Given material
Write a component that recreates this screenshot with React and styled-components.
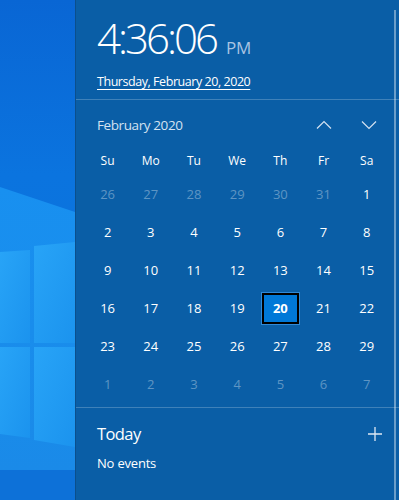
import React from 'react';
import styled, { createGlobalStyle } from 'styled-components';

const GlobalStyle = createGlobalStyle`
  html, body {
    margin: 0;
    padding: 0;
    width: 399px;
    height: 500px;
    overflow: hidden;
    font-family: "Open Sans", "Noto Sans", sans-serif;
  }
`;

const Screen = styled.div`
  display: flex;
  width: 399px;
  height: 500px;
`;

const Desktop = styled.div`
  width: 75px;
  flex-shrink: 0;
  svg { display: block; }
`;

const Flyout = styled.div`
  position: relative;
  flex: 1;
  display: flex;
  flex-direction: column;
  background: #0a5ea6;
  border-left: 1px solid #0b4f8c;
  color: #fff;
`;

const Scrollbar = styled.div`
  position: absolute;
  right: 3px;
  top: 10px;
  bottom: 0;
  width: 2px;
  background: rgba(255, 255, 255, 0.4);
`;

const ClockBlock = styled.div`
  height: 100px;
  padding-left: 21px;
  border-bottom: 1px solid rgba(255, 255, 255, 0.22);
  box-sizing: border-box;
  padding-top: 15px;
`;

const Time = styled.div`
  display: flex;
  align-items: baseline;
  line-height: 46px;
`;

const Digits = styled.span`
  font-size: 42px;
  font-weight: 300;
  letter-spacing: -3px;
`;

const Meridiem = styled.span`
  font-size: 17px;
  margin-left: 10px;
  color: #a9c4e2;
`;

const DateLink = styled.div`
  font-size: 12.5px;
  margin-top: 2px;
  text-decoration: underline;
  text-underline-offset: 3px;
  letter-spacing: -0.45px;
`;

const CalendarBlock = styled.div`
  padding: 0 0 0 10px;
  height: 308px;
  border-bottom: 1px solid rgba(255, 255, 255, 0.22);
  box-sizing: border-box;
`;

const MonthRow = styled.div`
  display: flex;
  align-items: center;
  height: 40px;
  margin-top: 5px;
  padding-left: 11px;
`;

const MonthTitle = styled.div`
  flex: 1;
  font-size: 13.5px;
  letter-spacing: -0.4px;
  color: #d4e2f1;
`;

const NavButton = styled.button`
  width: 45px;
  height: 40px;
  border: none;
  background: none;
  padding: 0;
  display: flex;
  align-items: center;
  justify-content: center;
  color: #d4e2f1;
  margin-right: ${p => p.$last ? '8px' : '0'};
`;

const Grid = styled.div`
  display: grid;
  grid-template-columns: repeat(7, 43.2px);
  grid-template-rows: 30px;
  grid-auto-rows: 38px;
`;

const DayName = styled.div`
  display: flex;
  align-items: center;
  justify-content: center;
  font-size: 12px;
`;

const Day = styled.div`
  display: flex;
  align-items: center;
  justify-content: center;
  font-size: 13px;
  color: ${p => (p.$muted ? 'rgba(255,255,255,0.35)' : '#fff')};
`;

const Selected = styled.div`
  width: 39px;
  height: 33px;
  box-sizing: border-box;
  border: 1px solid #2f8ad9;
  display: flex;
`;

const SelectedInner = styled.div`
  flex: 1;
  border: 2px solid #000;
  background: #0078d7;
  display: flex;
  align-items: center;
  justify-content: center;
  font-weight: 700;
`;

const Agenda = styled.div`
  padding: 14px 0 0 21px;
`;

const AgendaHead = styled.div`
  display: flex;
  align-items: center;
  justify-content: space-between;
  padding-right: 17px;
`;

const AgendaTitle = styled.div`
  font-size: 16.5px;
  letter-spacing: -0.6px;
`;

const AgendaNote = styled.div`
  font-size: 13px;
  letter-spacing: -0.2px;
  margin-top: 9px;
`;

const Chevron = ({ up }) => (
  <svg width="16" height="10" viewBox="0 0 16 10" fill="none" stroke="currentColor" strokeWidth="1.2">
    {up ? <path d="M1 8.5 L8 1.5 L15 8.5" /> : <path d="M1 1.5 L8 8.5 L15 1.5" />}
  </svg>
);

const Plus = () => (
  <svg width="14" height="14" viewBox="0 0 14 14" stroke="#dfe9f4" strokeWidth="1.3">
    <path d="M7 0 V14 M0 7 H14" />
  </svg>
);

const Wallpaper = () => (
  <svg width="75" height="500" viewBox="0 0 75 500">
    <defs>
      <linearGradient id="sky" x1="0" y1="0" x2="0" y2="1">
        <stop offset="0" stopColor="#0966d4" />
        <stop offset="0.35" stopColor="#0b74df" />
        <stop offset="1" stopColor="#0b6fd6" />
      </linearGradient>
      <linearGradient id="beam" x1="0" y1="0" x2="0" y2="1">
        <stop offset="0" stopColor="#1890f0" />
        <stop offset="1" stopColor="#1a8ae8" />
      </linearGradient>
      <linearGradient id="pane" x1="0" y1="0" x2="1" y2="1">
        <stop offset="0" stopColor="#28a4f7" />
        <stop offset="1" stopColor="#1b93ee" />
      </linearGradient>
    </defs>
    <rect width="75" height="500" fill="url(#sky)" />
    <polygon points="0,187 75,212 75,470 0,470" fill="url(#beam)" />
    <polygon points="0,252 30,250 30,343 0,343" fill="url(#pane)" />
    <polygon points="34,246 75,242 75,343 34,343" fill="url(#pane)" />
    <polygon points="0,347 30,347 30,438 0,434" fill="url(#pane)" />
    <polygon points="34,347 75,347 75,447 34,440" fill="url(#pane)" />
    <polygon points="0,470 75,470 75,500 0,500" fill="#0d71d8" />
  </svg>
);

const prev = [26, 27, 28, 29, 30, 31];
const next = [1, 2, 3, 4, 5, 6, 7];
const names = ['Su', 'Mo', 'Tu', 'We', 'Th', 'Fr', 'Sa'];

export default function App() {
  const days = [];
  prev.forEach(d => days.push({ d, muted: true }));
  for (let d = 1; d <= 29; d++) days.push({ d });
  next.forEach(d => days.push({ d, muted: true }));

  return (
    <>
      <GlobalStyle />
      <Screen>
        <Desktop>
          <Wallpaper />
        </Desktop>
        <Flyout>
          <ClockBlock>
            <Time>
              <Digits>4:36:06</Digits>
              <Meridiem>PM</Meridiem>
            </Time>
            <DateLink>Thursday, February 20, 2020</DateLink>
          </ClockBlock>
          <CalendarBlock>
            <MonthRow>
              <MonthTitle>February 2020</MonthTitle>
              <NavButton><Chevron up /></NavButton>
              <NavButton $last><Chevron /></NavButton>
            </MonthRow>
            <Grid>
              {names.map(n => <DayName key={n}>{n}</DayName>)}
              {days.map((x, i) => (
                <Day key={i} $muted={x.muted}>
                  {x.d === 20 && !x.muted ? (
                    <Selected><SelectedInner>20</SelectedInner></Selected>
                  ) : x.d}
                </Day>
              ))}
            </Grid>
          </CalendarBlock>
          <Agenda>
            <AgendaHead>
              <AgendaTitle>Today</AgendaTitle>
              <Plus />
            </AgendaHead>
            <AgendaNote>No events</AgendaNote>
          </Agenda>
          <Scrollbar />
        </Flyout>
      </Screen>
    </>
  );
}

What is required
Leave out all pictures, then copy the remaining material exactly.

The solution
Write a component that recreates this screenshot with React and styled-components.
import React from 'react';
import styled, { createGlobalStyle } from 'styled-components';

const GlobalStyle = createGlobalStyle`
  html, body {
    margin: 0;
    padding: 0;
    width: 399px;
    height: 500px;
    overflow: hidden;
    font-family: "Open Sans", "Noto Sans", sans-serif;
  }
`;

const Screen = styled.div`
  display: flex;
  width: 399px;
  height: 500px;
`;

const Desktop = styled.div`
  width: 75px;
  flex-shrink: 0;
  svg { display: block; }
`;

const Flyout = styled.div`
  position: relative;
  flex: 1;
  display: flex;
  flex-direction: column;
  background: #0a5ea6;
  border-left: 1px solid #0b4f8c;
  color: #fff;
`;

const Scrollbar = styled.div`
  position: absolute;
  right: 3px;
  top: 10px;
  bottom: 0;
  width: 2px;
  background: rgba(255, 255, 255, 0.4);
`;

const ClockBlock = styled.div`
  height: 100px;
  padding-left: 21px;
  border-bottom: 1px solid rgba(255, 255, 255, 0.22);
  box-sizing: border-box;
  padding-top: 15px;
`;

const Time = styled.div`
  display: flex;
  align-items: baseline;
  line-height: 46px;
`;

const Digits = styled.span`
  font-size: 42px;
  font-weight: 300;
  letter-spacing: -3px;
`;

const Meridiem = styled.span`
  font-size: 17px;
  margin-left: 10px;
  color: #a9c4e2;
`;

const DateLink = styled.div`
  font-size: 12.5px;
  margin-top: 2px;
  text-decoration: underline;
  text-underline-offset: 3px;
  letter-spacing: -0.45px;
`;

const CalendarBlock = styled.div`
  padding: 0 0 0 10px;
  height: 308px;
  border-bottom: 1px solid rgba(255, 255, 255, 0.22);
  box-sizing: border-box;
`;

const MonthRow = styled.div`
  display: flex;
  align-items: center;
  height: 40px;
  margin-top: 5px;
  padding-left: 11px;
`;

const MonthTitle = styled.div`
  flex: 1;
  font-size: 13.5px;
  letter-spacing: -0.4px;
  color: #d4e2f1;
`;

const NavButton = styled.button`
  width: 45px;
  height: 40px;
  border: none;
  background: none;
  padding: 0;
  display: flex;
  align-items: center;
  justify-content: center;
  color: #d4e2f1;
  margin-right: ${p => p.$last ? '8px' : '0'};
`;

const Grid = styled.div`
  display: grid;
  grid-template-columns: repeat(7, 43.2px);
  grid-template-rows: 30px;
  grid-auto-rows: 38px;
`;

const DayName = styled.div`
  display: flex;
  align-items: center;
  justify-content: center;
  font-size: 12px;
`;

const Day = styled.div`
  display: flex;
  align-items: center;
  justify-content: center;
  font-size: 13px;
  color: ${p => (p.$muted ? 'rgba(255,255,255,0.35)' : '#fff')};
`;

const Selected = styled.div`
  width: 39px;
  height: 33px;
  box-sizing: border-box;
  border: 1px solid #2f8ad9;
  display: flex;
`;

const SelectedInner = styled.div`
  flex: 1;
  border: 2px solid #000;
  background: #0078d7;
  display: flex;
  align-items: center;
  justify-content: center;
  font-weight: 700;
`;

const Agenda = styled.div`
  padding: 14px 0 0 21px;
`;

const AgendaHead = styled.div`
  display: flex;
  align-items: center;
  justify-content: space-between;
  padding-right: 17px;
`;

const AgendaTitle = styled.div`
  font-size: 16.5px;
  letter-spacing: -0.6px;
`;

const AgendaNote = styled.div`
  font-size: 13px;
  letter-spacing: -0.2px;
  margin-top: 9px;
`;

const Chevron = ({ up }) => (
  <svg width="16" height="10" viewBox="0 0 16 10" fill="none" stroke="currentColor" strokeWidth="1.2">
    {up ? <path d="M1 8.5 L8 1.5 L15 8.5" /> : <path d="M1 1.5 L8 8.5 L15 1.5" />}
  </svg>
);

const Plus = () => (
  <svg width="14" height="14" viewBox="0 0 14 14" stroke="#dfe9f4" strokeWidth="1.3">
    <path d="M7 0 V14 M0 7 H14" />
  </svg>
);

const Wallpaper = () => (
  <svg width="75" height="500" viewBox="0 0 75 500">
    <defs>
      <linearGradient id="sky" x1="0" y1="0" x2="0" y2="1">
        <stop offset="0" stopColor="#0966d4" />
        <stop offset="0.35" stopColor="#0b74df" />
        <stop offset="1" stopColor="#0b6fd6" />
      </linearGradient>
      <linearGradient id="beam" x1="0" y1="0" x2="0" y2="1">
        <stop offset="0" stopColor="#1890f0" />
        <stop offset="1" stopColor="#1a8ae8" />
      </linearGradient>
      <linearGradient id="pane" x1="0" y1="0" x2="1" y2="1">
        <stop offset="0" stopColor="#28a4f7" />
        <stop offset="1" stopColor="#1b93ee" />
      </linearGradient>
    </defs>
    <rect width="75" height="500" fill="url(#sky)" />
    <polygon points="0,187 75,212 75,470 0,470" fill="url(#beam)" />
    <polygon points="0,252 30,250 30,343 0,343" fill="url(#pane)" />
    <polygon points="34,246 75,242 75,343 34,343" fill="url(#pane)" />
    <polygon points="0,347 30,347 30,438 0,434" fill="url(#pane)" />
    <polygon points="34,347 75,347 75,447 34,440" fill="url(#pane)" />
    <polygon points="0,470 75,470 75,500 0,500" fill="#0d71d8" />
  </svg>
);

const prev = [26, 27, 28, 29, 30, 31];
const next = [1, 2, 3, 4, 5, 6, 7];
const names = ['Su', 'Mo', 'Tu', 'We', 'Th', 'Fr', 'Sa'];

export default function App() {
  const days = [];
  prev.forEach(d => days.push({ d, muted: true }));
  for (let d = 1; d <= 29; d++) days.push({ d });
  next.forEach(d => days.push({ d, muted: true }));

  return (
    <>
      <GlobalStyle />
      <Screen>
        <Desktop>
          <Wallpaper />
        </Desktop>
        <Flyout>
          <ClockBlock>
            <Time>
              <Digits>4:36:06</Digits>
              <Meridiem>PM</Meridiem>
            </Time>
            <DateLink>Thursday, February 20, 2020</DateLink>
          </ClockBlock>
          <CalendarBlock>
            <MonthRow>
              <MonthTitle>February 2020</MonthTitle>
              <NavButton><Chevron up /></NavButton>
              <NavButton $last><Chevron /></NavButton>
            </MonthRow>
            <Grid>
              {names.map(n => <DayName key={n}>{n}</DayName>)}
              {days.map((x, i) => (
                <Day key={i} $muted={x.muted}>
                  {x.d === 20 && !x.muted ? (
                    <Selected><SelectedInner>20</SelectedInner></Selected>
                  ) : x.d}
                </Day>
              ))}
            </Grid>
          </CalendarBlock>
          <Agenda>
            <AgendaHead>
              <AgendaTitle>Today</AgendaTitle>
              <Plus />
            </AgendaHead>
            <AgendaNote>No events</AgendaNote>
          </Agenda>
          <Scrollbar />
        </Flyout>
      </Screen>
    </>
  );
}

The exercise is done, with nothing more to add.